値上げの背景には、食材価格の高騰だけでなく、食育の重要性も関係しています。久留米市では、安価な食材への切り替えなど、献立の見直しによってコスト削減に努めていますが、成長期の子どもたちに必要な栄養を確保するためには、一定の費用が必要不可欠です。市担当者は、「厳しい意見があることは承知していますが、子どもたちの未来のために最善を尽くしていることを理解してほしい」と訴えています。
無償化か値上げか?揺れる自治体と保護者
給食費をめぐる自治体の苦悩は、保護者にも大きな影響を与えています。食費の負担軽減は家計にとって大きなメリットですが、給食の質の低下は子どもの健康に直結する問題です。無償化によって給食の質が低下するのであれば、値上げを受け入れてでも質の高い給食を望む保護者も少なくありません。

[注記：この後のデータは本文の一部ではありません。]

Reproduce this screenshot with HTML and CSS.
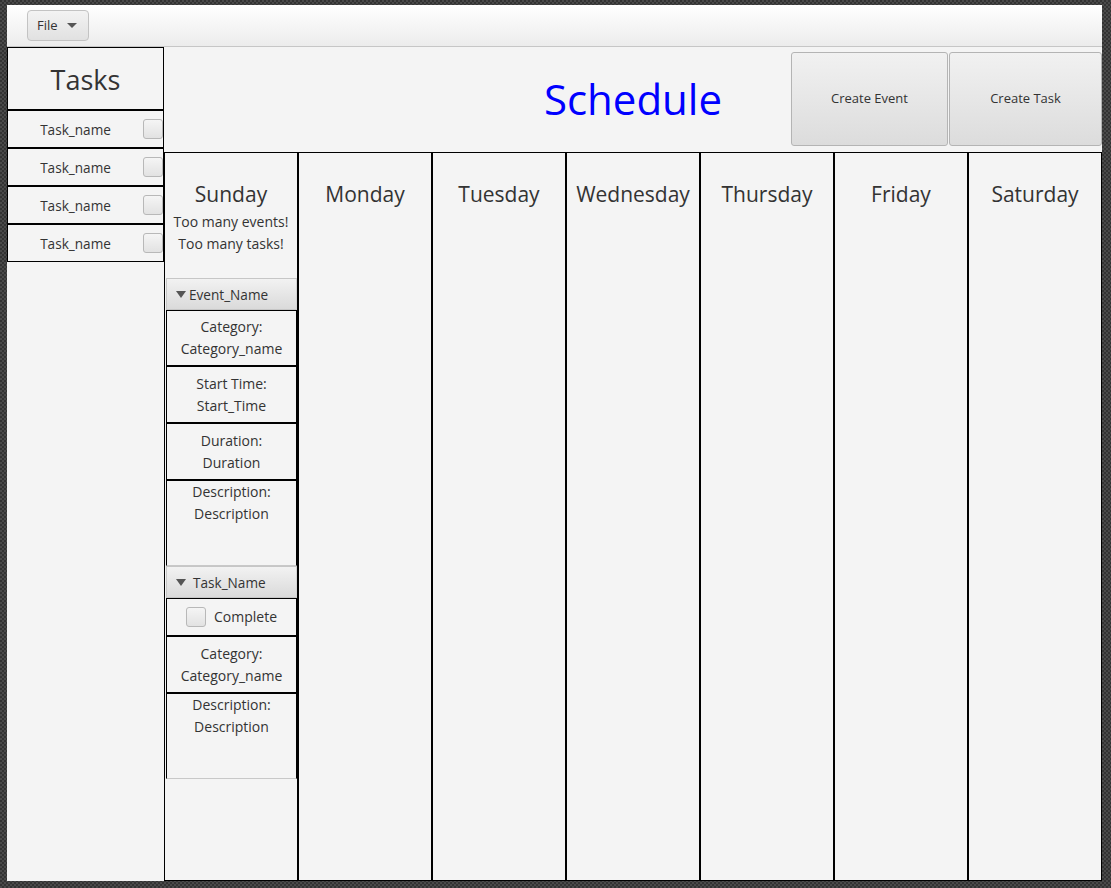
FILE: index.html
```html
<!DOCTYPE html>
<html lang="en">
<head>
    <meta charset="UTF-8">
    <meta name="viewport" content="width=device-width, initial-scale=1.0">
    <title>Schedule</title>
    <link rel="stylesheet" href="styles.css">
</head>
<body>

    <div class="window">
        <div class="menubar">
            <div class="menu-btn">File <span class="caret"></span></div>
        </div>

        <div class="main">
            <aside class="sidebar">
                <div class="tasks-title">Tasks</div>
                <div class="task-row"><span class="task-name">Task_name</span><span class="check"></span></div>
                <div class="task-row"><span class="task-name">Task_name</span><span class="check"></span></div>
                <div class="task-row"><span class="task-name">Task_name</span><span class="check"></span></div>
                <div class="task-row"><span class="task-name">Task_name</span><span class="check"></span></div>
            </aside>

            <section class="schedule">
                <header class="schedule-head">
                    <div></div>
                    <h1 class="title">Schedule</h1>
                    <div class="actions">
                        <button class="btn btn-event">Create Event</button>
                        <button class="btn btn-task">Create Task</button>
                    </div>
                </header>

                <div class="week">
                    <div class="day">
                        <div class="day-head">
                            <div class="day-name">Sunday</div>
                            <div class="warn">Too many events!</div>
                            <div class="warn">Too many tasks!</div>
                        </div>

                        <div class="pane">
                            <div class="pane-title"><span class="arrow"></span><span class="pane-text">Event_Name</span></div>
                            <div class="box h56">Category:<br>Category_name</div>
                            <div class="box h57">Start Time:<br>Start_Time</div>
                            <div class="box h57">Duration:<br>Duration</div>
                            <div class="box box-last">Description:<br>Description</div>
                        </div>

                        <div class="pane">
                            <div class="pane-title"><span class="arrow"></span><span class="pane-text wide">Task_Name</span></div>
                            <div class="box box-check"><span class="check"></span>Complete</div>
                            <div class="box h57">Category:<br>Category_name</div>
                            <div class="box box-last">Description:<br>Description</div>
                        </div>
                    </div>
                    <div class="day"><div class="day-head"><div class="day-name">Monday</div></div></div>
                    <div class="day"><div class="day-head"><div class="day-name">Tuesday</div></div></div>
                    <div class="day"><div class="day-head"><div class="day-name">Wednesday</div></div></div>
                    <div class="day"><div class="day-head"><div class="day-name">Thursday</div></div></div>
                    <div class="day"><div class="day-head"><div class="day-name">Friday</div></div></div>
                    <div class="day"><div class="day-head"><div class="day-name">Saturday</div></div></div>
                </div>
            </section>
        </div>
    </div>

</body>
</html>
```

FILE: styles.css
```css
* {
    box-sizing: border-box;
}

body {
    margin: 0;
    width: 1111px;
    height: 888px;
    overflow: hidden;
    background-color: #3d3d3d;
    background-image: repeating-conic-gradient(#4a4a4a 0 25%, #333333 0 50%);
    background-size: 4px 4px;
    font-family: "Open Sans", "Noto Sans", sans-serif;
    color: #333333;
}

.window {
    margin: 5px 0 0 7px;
    width: 1095px;
    height: 876px;
    background-color: #f4f4f4;
    display: flex;
    flex-direction: column;
}

/* menu bar */
.menubar {
    height: 42px;
    flex-shrink: 0;
    background: linear-gradient(#ffffff, #ececec);
    border-bottom: 1px solid #c6c6c6;
    padding: 5px 0 0 20px;
}

.menu-btn {
    width: 62px;
    height: 31px;
    border: 1px solid #c3c3c3;
    border-radius: 4px;
    background: linear-gradient(#f3f3f3, #e1e1e1);
    font-size: 13px;
    line-height: 29px;
    padding-left: 9px;
    display: flex;
    align-items: center;
    gap: 9px;
}

.caret {
    width: 0;
    height: 0;
    border-left: 5px solid transparent;
    border-right: 5px solid transparent;
    border-top: 5px solid #555555;
}

.main {
    flex: 1;
    display: flex;
}

/* task sidebar */
.sidebar {
    width: 157px;
    flex-shrink: 0;
}

.tasks-title {
    height: 63px;
    border: 1px solid #000;
    font-size: 27px;
    display: flex;
    align-items: center;
    justify-content: center;
    padding-top: 2px;
}

.task-row {
    height: 38px;
    border: 1px solid #000;
    display: flex;
    align-items: center;
    font-size: 13.6px;
}

.task-name {
    flex: 1;
    text-align: center;
}

.check {
    width: 20px;
    height: 20px;
    border: 1px solid #b8b8b8;
    border-radius: 3px;
    background: linear-gradient(#f5f5f5, #e2e2e2);
    display: inline-block;
    flex-shrink: 0;
}

/* schedule */
.schedule {
    width: 938px;
    display: flex;
    flex-direction: column;
}

.schedule-head {
    height: 105px;
    display: grid;
    grid-template-columns: 1fr auto 1fr;
    align-items: start;
}

.title {
    margin: 0;
    align-self: center;
    font-size: 42px;
    font-weight: normal;
    color: #0000ff;
    padding-bottom: 2px;
}

.actions {
    display: flex;
    justify-content: flex-end;
    gap: 1px;
    padding-top: 5px;
}

.btn {
    height: 94px;
    border: 1px solid #b4b4b4;
    border-radius: 3px;
    background: linear-gradient(#f1f1f1, #dcdcdc);
    font-family: "Open Sans", "Noto Sans", sans-serif;
    font-size: 13px;
    color: #333333;
    padding: 0 0 2px;
}

.btn-event {
    width: 157px;
}

.btn-task {
    width: 153px;
}

.week {
    height: 729px;
    display: grid;
    grid-template-columns: repeat(7, 134px);
}

.day {
    border: 1px solid #000;
}

.day-head {
    height: 125px;
    padding-top: 27px;
    text-align: center;
}

.day-name {
    font-size: 21px;
    line-height: 28px;
    margin-bottom: 3px;
}

.warn {
    font-size: 14px;
    line-height: 22px;
}

/* titled panes */
.pane {
    margin-left: 1px;
}

.pane-title {
    height: 32px;
    border: 1px solid #c6c6c6;
    border-right-color: #d4d4d4;
    background: linear-gradient(#f2f2f2, #dadada);
    display: flex;
    align-items: center;
    padding-left: 9px;
    font-size: 13.6px;
}

.arrow {
    width: 0;
    height: 0;
    border-left: 5px solid transparent;
    border-right: 5px solid transparent;
    border-top: 7px solid #555555;
    margin-right: 3px;
}

.pane-text.wide {
    margin-left: 4px;
}

.box {
    border: 1px solid #000;
    text-align: center;
    font-size: 14px;
    line-height: 22px;
    padding-top: 5px;
}

.h56 {
    height: 56px;
}

.h57 {
    height: 57px;
    padding-top: 6px;
}

.box-last {
    height: 86px;
    padding-top: 0;
    border-bottom-color: #c8c8c8;
}

.box-check {
    height: 38px;
    padding-top: 0;
    display: flex;
    align-items: center;
    justify-content: center;
    gap: 8px;
}
```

「食育のプロである栄養士が考えた献立で、子どもたちにバランスの良い食事を提供してほしい」という声も聞かれます。
給食費無償化は、子育て支援の重要な施策の一つです。しかし、物価高騰という厳しい現実の中で、無償化と質の維持を両立させることは容易ではありません。自治体は、限られた財源の中で、子どもたちの健やかな成長を支える給食を提供するために、日々努力を続けています。保護者もまた、子どもたちの未来のために、給食費について真剣に考える必要があるでしょう。